◆ WHAT YOU SHOULD DO:
Print the lines from the one that contains "Give me the" to the one that contains "const Star = ()", inclusive, exactly as they appear, and please drop any pictures.

Code that builds pages
▶
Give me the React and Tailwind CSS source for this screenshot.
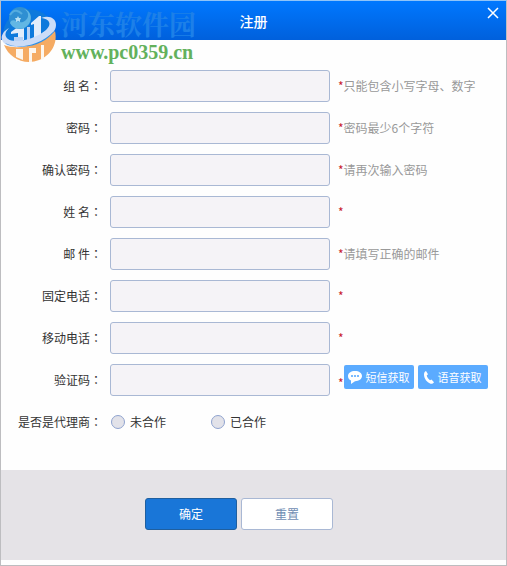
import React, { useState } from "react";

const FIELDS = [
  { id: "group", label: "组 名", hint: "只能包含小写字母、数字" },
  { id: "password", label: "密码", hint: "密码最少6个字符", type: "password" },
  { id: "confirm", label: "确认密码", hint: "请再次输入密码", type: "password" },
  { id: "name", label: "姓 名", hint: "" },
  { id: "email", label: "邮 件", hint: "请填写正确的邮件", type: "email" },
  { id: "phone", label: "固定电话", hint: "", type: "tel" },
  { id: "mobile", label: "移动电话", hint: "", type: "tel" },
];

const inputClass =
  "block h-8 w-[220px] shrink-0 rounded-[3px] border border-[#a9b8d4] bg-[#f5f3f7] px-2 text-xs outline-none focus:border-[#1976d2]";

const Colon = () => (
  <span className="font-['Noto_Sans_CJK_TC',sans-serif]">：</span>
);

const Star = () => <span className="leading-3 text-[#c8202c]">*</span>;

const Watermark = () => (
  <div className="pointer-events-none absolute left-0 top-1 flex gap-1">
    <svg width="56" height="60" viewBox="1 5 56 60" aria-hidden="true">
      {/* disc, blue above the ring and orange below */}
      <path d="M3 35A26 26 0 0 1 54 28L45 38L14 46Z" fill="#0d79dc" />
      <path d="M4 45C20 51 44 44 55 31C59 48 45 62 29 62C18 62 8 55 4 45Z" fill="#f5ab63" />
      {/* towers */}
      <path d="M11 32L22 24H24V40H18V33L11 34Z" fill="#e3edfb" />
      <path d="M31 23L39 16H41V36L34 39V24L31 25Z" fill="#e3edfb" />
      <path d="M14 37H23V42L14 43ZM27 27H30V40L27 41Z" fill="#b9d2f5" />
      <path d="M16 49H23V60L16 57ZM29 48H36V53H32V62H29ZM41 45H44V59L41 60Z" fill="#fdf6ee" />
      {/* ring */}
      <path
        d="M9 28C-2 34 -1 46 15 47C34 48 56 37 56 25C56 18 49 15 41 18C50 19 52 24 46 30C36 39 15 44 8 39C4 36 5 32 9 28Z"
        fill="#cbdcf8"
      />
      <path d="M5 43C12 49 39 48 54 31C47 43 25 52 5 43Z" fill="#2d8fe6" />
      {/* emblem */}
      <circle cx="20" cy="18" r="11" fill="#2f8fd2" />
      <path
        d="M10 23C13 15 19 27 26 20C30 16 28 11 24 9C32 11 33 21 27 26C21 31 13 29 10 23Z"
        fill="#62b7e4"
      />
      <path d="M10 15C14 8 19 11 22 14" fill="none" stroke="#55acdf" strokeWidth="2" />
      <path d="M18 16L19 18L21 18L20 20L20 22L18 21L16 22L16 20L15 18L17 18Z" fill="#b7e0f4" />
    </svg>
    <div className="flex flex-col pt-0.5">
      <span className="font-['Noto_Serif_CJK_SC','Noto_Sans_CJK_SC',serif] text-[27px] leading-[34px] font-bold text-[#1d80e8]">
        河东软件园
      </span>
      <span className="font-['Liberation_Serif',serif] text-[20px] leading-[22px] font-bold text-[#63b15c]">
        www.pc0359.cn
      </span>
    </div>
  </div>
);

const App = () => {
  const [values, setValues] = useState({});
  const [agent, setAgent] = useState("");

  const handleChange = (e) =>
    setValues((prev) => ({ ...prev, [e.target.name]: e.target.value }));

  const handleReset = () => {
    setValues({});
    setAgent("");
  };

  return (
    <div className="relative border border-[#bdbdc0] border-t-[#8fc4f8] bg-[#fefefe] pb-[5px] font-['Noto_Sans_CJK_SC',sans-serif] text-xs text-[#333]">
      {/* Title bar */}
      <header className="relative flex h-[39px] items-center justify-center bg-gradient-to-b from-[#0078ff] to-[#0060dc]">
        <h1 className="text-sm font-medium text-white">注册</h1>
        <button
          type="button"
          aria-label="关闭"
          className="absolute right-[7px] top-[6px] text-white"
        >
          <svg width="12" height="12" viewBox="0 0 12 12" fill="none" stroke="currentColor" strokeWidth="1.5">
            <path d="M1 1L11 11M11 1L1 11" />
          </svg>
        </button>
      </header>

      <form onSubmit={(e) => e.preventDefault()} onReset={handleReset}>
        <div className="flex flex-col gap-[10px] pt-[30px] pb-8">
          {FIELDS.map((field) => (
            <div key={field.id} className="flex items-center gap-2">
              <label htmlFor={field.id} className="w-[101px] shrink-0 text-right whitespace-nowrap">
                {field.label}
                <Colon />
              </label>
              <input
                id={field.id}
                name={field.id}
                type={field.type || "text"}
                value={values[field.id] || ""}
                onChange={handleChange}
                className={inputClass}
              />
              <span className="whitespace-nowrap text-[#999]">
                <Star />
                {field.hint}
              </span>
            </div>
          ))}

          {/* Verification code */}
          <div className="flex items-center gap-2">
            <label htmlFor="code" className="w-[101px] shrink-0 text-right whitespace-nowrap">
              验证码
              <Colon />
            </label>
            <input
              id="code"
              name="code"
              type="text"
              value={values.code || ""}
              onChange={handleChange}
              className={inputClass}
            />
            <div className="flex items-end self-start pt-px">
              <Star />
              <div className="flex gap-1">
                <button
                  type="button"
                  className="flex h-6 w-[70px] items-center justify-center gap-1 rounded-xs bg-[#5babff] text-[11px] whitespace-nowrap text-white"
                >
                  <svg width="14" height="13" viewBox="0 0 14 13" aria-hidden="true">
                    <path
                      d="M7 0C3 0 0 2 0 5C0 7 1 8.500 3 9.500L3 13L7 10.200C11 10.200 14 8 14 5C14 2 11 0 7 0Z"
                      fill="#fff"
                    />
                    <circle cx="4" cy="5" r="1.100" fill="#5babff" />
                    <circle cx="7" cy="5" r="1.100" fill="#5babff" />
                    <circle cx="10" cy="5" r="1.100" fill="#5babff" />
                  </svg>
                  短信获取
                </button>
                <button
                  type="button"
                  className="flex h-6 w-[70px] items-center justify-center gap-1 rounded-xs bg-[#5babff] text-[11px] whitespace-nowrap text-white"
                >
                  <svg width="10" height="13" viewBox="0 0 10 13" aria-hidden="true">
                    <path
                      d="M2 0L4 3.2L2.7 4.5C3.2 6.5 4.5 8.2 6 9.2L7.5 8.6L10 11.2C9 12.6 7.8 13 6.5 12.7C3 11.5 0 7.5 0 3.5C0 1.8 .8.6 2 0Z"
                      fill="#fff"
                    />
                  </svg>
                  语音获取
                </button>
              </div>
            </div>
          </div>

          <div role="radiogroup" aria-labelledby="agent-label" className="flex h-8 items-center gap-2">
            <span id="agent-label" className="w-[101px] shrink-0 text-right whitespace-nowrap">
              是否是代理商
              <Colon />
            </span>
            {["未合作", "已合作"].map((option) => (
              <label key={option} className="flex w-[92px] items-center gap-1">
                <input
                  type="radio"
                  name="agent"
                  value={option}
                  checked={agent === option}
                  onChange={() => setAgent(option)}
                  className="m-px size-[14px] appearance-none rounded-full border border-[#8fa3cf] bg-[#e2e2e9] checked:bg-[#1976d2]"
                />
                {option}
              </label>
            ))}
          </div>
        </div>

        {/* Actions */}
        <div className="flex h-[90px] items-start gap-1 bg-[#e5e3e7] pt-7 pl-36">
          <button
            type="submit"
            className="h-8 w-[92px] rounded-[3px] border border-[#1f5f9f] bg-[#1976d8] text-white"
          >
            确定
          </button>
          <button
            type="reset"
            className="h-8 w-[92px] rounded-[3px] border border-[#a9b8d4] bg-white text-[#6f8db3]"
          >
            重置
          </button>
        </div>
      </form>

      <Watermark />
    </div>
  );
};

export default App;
◀
▶
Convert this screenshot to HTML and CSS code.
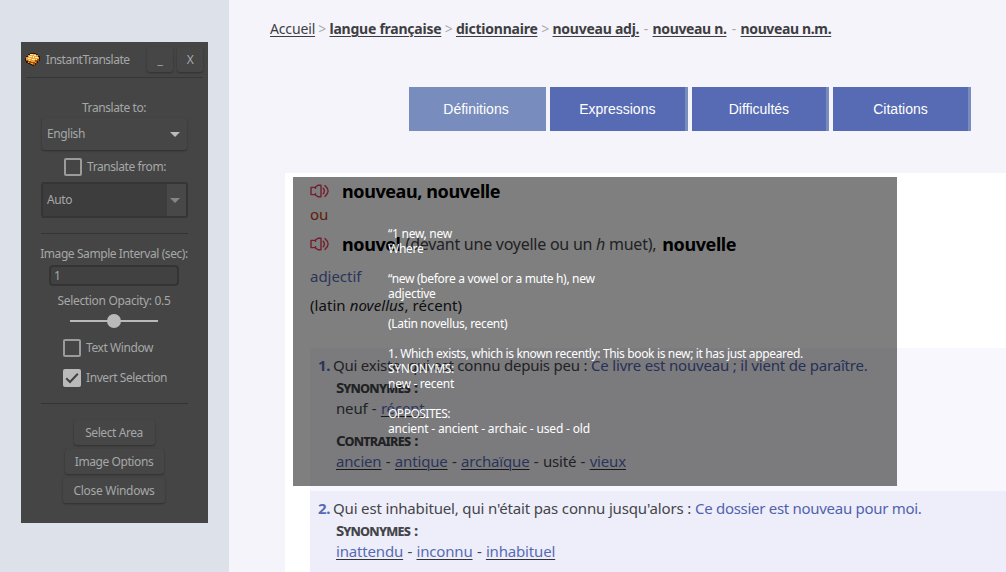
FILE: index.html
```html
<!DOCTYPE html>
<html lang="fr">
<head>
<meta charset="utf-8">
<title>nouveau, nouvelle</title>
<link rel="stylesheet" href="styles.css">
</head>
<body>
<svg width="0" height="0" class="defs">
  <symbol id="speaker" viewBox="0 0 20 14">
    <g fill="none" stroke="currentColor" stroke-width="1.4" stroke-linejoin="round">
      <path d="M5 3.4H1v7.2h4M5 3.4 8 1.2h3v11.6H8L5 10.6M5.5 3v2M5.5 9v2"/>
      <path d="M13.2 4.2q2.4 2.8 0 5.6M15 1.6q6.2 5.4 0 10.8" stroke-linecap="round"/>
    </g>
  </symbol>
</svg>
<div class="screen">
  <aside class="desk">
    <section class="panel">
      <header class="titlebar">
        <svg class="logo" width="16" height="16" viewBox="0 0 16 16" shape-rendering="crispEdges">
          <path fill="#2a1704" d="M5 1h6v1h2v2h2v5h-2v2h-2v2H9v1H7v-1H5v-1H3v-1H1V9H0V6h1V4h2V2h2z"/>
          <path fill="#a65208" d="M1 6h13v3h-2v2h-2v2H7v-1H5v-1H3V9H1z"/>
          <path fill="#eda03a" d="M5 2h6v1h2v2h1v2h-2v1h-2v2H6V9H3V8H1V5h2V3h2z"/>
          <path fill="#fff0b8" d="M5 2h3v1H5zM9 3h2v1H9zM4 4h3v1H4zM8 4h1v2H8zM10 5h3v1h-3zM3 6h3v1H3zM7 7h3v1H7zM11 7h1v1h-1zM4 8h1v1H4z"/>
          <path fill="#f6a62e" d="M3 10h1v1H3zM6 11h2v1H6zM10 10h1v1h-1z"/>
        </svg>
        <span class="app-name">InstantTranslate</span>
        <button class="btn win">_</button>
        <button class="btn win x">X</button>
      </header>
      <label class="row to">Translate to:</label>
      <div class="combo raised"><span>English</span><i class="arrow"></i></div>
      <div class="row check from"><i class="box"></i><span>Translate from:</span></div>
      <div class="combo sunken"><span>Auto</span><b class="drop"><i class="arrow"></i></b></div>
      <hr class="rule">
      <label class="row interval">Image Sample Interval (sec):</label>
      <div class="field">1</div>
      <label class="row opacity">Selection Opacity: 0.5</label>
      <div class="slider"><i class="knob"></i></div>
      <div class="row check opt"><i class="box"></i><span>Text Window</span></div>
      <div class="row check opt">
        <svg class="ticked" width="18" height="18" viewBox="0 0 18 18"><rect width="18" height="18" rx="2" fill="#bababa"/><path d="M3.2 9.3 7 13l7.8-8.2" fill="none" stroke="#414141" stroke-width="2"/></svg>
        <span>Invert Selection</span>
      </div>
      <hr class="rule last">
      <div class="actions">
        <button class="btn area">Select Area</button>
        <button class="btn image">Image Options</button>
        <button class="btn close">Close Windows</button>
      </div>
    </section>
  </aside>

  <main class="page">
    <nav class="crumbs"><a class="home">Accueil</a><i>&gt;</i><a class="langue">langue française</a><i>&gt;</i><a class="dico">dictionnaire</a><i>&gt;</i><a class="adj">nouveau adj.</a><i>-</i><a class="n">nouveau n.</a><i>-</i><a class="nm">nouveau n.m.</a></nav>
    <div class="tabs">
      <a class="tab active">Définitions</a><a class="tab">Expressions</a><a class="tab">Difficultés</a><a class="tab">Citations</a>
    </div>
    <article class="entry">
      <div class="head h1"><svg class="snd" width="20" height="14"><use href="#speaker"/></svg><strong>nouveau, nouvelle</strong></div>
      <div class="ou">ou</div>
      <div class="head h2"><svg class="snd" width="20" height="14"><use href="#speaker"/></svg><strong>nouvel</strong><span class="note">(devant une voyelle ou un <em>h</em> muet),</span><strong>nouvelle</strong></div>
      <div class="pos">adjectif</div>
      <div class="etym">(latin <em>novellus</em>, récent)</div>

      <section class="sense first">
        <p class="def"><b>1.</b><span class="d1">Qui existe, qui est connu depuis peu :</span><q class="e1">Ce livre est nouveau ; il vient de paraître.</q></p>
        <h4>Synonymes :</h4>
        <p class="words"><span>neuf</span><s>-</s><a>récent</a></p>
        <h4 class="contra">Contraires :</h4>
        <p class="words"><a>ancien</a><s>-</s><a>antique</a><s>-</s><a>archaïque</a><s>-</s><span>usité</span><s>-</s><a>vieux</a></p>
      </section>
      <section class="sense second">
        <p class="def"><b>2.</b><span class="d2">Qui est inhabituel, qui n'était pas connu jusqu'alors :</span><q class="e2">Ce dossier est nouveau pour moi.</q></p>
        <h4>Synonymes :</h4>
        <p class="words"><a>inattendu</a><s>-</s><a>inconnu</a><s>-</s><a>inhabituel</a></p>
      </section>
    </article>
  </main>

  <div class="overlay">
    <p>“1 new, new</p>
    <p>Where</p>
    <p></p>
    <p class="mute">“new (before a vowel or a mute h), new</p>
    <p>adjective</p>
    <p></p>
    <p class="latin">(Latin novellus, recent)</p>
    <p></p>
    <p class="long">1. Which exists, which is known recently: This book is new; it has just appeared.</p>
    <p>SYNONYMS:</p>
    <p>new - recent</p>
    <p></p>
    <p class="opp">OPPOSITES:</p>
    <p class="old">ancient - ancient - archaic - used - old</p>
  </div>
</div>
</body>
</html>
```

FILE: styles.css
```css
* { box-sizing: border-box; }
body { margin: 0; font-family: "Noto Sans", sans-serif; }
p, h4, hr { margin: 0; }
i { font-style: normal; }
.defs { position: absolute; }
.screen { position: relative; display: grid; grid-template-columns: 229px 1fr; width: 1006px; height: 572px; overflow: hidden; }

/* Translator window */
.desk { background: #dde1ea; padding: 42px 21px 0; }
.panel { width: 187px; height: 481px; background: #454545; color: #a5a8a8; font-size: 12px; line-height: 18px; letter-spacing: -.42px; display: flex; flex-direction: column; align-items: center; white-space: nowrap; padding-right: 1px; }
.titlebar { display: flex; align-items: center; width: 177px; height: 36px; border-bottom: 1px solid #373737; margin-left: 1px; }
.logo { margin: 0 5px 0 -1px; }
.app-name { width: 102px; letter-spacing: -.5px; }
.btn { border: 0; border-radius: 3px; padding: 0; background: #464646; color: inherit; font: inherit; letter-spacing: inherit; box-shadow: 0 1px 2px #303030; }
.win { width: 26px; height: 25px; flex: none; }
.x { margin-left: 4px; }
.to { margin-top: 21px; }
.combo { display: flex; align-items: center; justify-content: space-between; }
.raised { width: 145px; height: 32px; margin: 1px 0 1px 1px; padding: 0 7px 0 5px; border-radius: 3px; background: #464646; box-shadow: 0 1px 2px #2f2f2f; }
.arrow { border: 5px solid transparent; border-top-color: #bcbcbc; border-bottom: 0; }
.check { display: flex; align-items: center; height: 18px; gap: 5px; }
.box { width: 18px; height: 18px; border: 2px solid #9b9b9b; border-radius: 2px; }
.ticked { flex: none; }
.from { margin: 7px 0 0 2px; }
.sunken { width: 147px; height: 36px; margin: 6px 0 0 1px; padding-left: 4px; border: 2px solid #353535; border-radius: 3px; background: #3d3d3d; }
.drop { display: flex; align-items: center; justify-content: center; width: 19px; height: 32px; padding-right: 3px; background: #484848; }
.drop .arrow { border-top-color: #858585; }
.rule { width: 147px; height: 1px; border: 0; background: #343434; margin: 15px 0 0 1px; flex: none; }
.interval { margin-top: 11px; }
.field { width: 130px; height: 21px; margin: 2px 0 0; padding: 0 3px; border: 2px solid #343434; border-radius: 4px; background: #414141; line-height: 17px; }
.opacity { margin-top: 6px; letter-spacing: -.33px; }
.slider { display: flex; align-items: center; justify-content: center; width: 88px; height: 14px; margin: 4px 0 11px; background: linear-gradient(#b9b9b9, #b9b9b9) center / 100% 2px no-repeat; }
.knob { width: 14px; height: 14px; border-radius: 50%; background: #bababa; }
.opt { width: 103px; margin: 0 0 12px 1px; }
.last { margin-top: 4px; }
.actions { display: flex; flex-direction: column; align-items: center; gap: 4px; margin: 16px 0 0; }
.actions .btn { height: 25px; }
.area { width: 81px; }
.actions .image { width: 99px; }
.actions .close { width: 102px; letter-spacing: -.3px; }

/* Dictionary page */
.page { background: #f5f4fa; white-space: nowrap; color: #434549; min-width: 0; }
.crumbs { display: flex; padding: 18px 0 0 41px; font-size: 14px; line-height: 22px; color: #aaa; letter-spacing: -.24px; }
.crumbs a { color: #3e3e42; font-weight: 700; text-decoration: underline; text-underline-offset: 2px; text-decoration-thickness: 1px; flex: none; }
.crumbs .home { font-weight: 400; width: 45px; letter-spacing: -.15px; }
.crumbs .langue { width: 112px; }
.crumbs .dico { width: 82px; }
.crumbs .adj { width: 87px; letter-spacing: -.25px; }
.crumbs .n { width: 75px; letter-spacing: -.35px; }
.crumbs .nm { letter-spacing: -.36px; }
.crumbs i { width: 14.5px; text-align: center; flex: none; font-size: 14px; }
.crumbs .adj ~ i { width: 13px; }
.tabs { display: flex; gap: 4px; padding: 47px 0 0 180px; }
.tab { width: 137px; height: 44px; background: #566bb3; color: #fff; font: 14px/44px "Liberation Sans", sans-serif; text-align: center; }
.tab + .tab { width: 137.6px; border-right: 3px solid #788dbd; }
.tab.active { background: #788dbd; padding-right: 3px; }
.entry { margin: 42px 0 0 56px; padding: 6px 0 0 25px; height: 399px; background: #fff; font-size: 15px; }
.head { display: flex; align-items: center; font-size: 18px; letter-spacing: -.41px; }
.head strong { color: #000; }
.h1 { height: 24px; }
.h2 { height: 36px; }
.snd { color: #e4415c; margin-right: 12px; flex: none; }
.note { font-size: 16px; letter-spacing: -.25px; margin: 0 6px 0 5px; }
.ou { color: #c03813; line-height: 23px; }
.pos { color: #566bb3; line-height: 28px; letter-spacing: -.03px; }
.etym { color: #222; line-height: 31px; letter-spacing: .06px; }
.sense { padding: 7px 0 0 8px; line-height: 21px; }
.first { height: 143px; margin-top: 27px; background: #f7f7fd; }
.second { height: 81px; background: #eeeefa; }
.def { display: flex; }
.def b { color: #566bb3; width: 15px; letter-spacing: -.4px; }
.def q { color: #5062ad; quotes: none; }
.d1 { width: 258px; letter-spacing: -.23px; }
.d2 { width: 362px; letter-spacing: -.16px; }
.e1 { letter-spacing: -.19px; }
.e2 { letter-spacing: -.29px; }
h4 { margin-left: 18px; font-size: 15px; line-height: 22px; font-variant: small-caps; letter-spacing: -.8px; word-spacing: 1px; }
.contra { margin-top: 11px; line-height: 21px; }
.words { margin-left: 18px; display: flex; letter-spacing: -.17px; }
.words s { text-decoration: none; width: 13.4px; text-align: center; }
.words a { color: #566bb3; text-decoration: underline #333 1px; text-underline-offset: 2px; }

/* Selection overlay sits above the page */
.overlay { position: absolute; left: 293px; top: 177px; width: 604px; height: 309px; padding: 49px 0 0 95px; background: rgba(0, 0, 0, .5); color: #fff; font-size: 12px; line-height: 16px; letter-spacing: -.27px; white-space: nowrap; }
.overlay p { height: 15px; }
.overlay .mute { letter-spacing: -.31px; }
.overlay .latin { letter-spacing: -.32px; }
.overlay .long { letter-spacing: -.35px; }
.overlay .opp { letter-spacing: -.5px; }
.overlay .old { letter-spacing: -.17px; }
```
◀
◆ SOLUTION FOR THIS EXERCISE:
Give me the React and Tailwind CSS source for this screenshot.
import React, { useState } from "react";

const FIELDS = [
  { id: "group", label: "组 名", hint: "只能包含小写字母、数字" },
  { id: "password", label: "密码", hint: "密码最少6个字符", type: "password" },
  { id: "confirm", label: "确认密码", hint: "请再次输入密码", type: "password" },
  { id: "name", label: "姓 名", hint: "" },
  { id: "email", label: "邮 件", hint: "请填写正确的邮件", type: "email" },
  { id: "phone", label: "固定电话", hint: "", type: "tel" },
  { id: "mobile", label: "移动电话", hint: "", type: "tel" },
];

const inputClass =
  "block h-8 w-[220px] shrink-0 rounded-[3px] border border-[#a9b8d4] bg-[#f5f3f7] px-2 text-xs outline-none focus:border-[#1976d2]";

const Colon = () => (
  <span className="font-['Noto_Sans_CJK_TC',sans-serif]">：</span>
);

const Star = () => <span className="leading-3 text-[#c8202c]">*</span>;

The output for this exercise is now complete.